Jóhannsson decided that the only way to approach such a play was to try and write the most beautiful music he could. Of course, this back story can’t be heard in the piece, but once you know it’s there, you can’t un-know it.
2. For the Widows in Paradise – Sufjan Stevens
If I’m honest this never made me cry. I welled up during Sufjan’s instrumental version of Once In Royal David’s City the first time I heard it at work a couple of years ago, but there’s no way I’m admitting to that.
1. John Williams – Theme from Schindler’s List
It’s a choice so utterly obvious and unsubtle – the trembling violin, the dark history, the unbearable sadness of its story – that it’s almost too worthy, too universal in its impact to warrant putting here.

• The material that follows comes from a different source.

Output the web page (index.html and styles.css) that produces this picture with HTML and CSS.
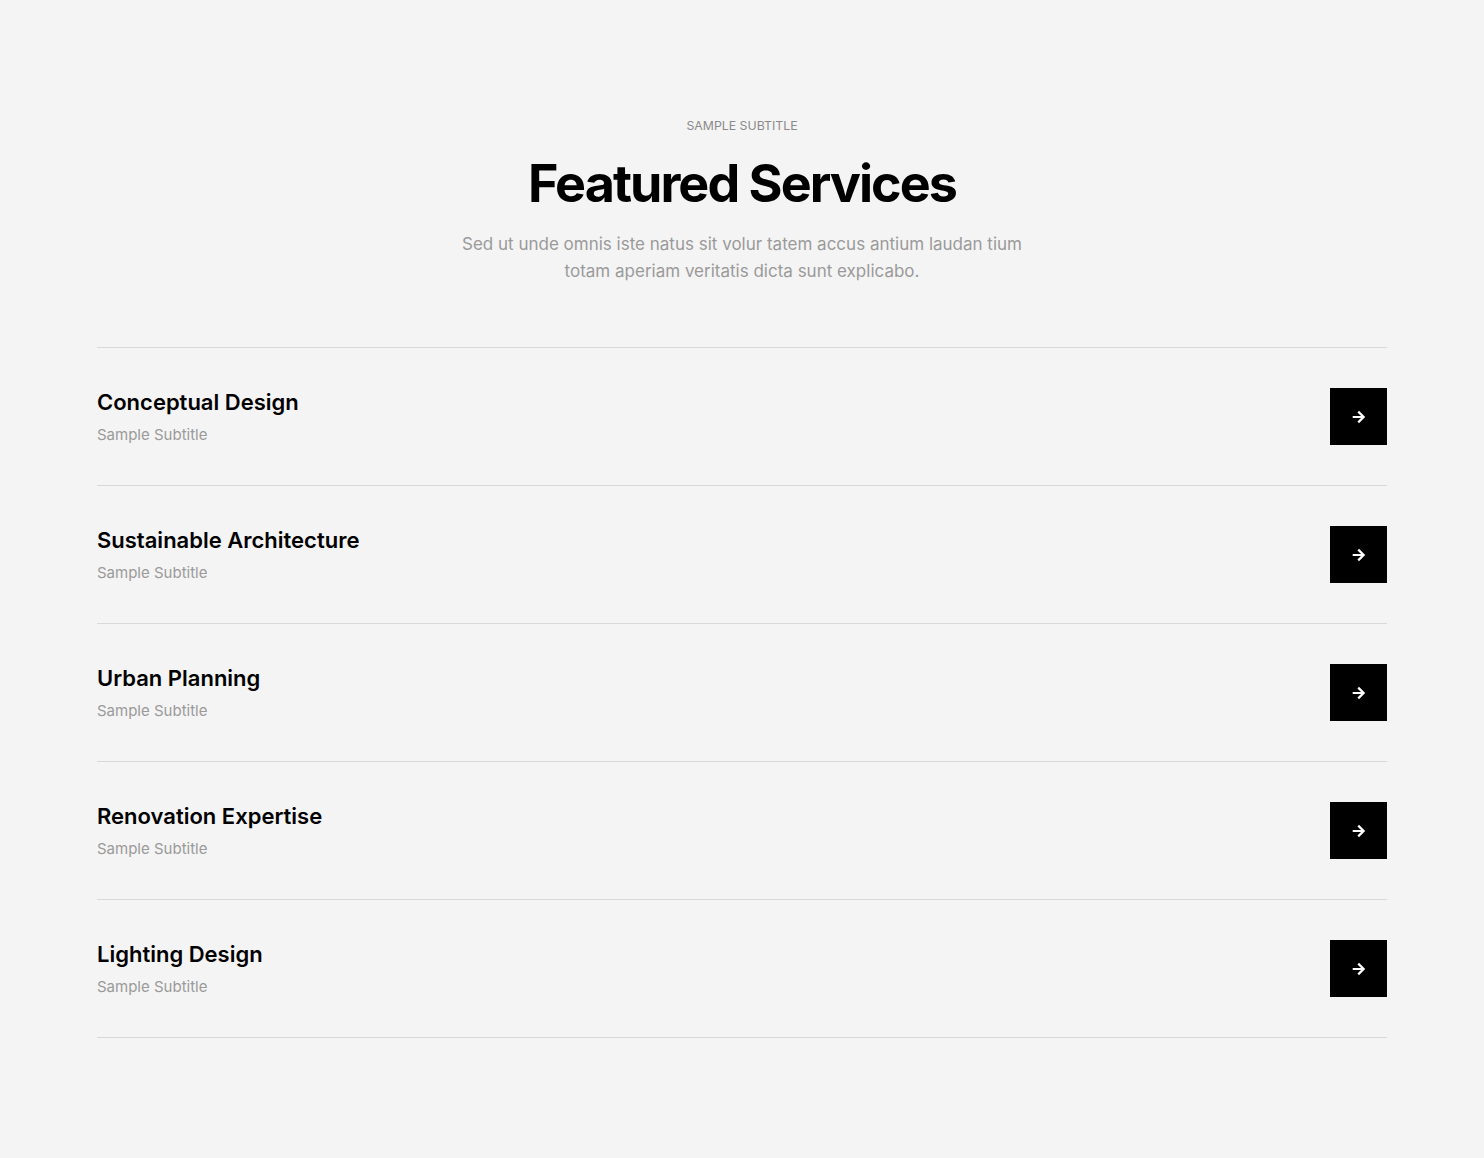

But John Williams’ theme, while framing its subject matter perfectly, also transcends its narrative and, like the best classical music, can stand apart from that which it supports. It communicates through melody and chord so very much, establishing its time period and geography with subtlety and nuance.
Specifically, it’s the step from the seventh to the eight note in the principal melody that breaks my heart, but also the tenderness of Itzhak Perlman’s playing, the warmth of the oboe in the middle section and the squealed sustain at the end foreshadowing all that is to come.
It is sadness made music, a swansong for existence.
….
So those are my choices. Do you have any?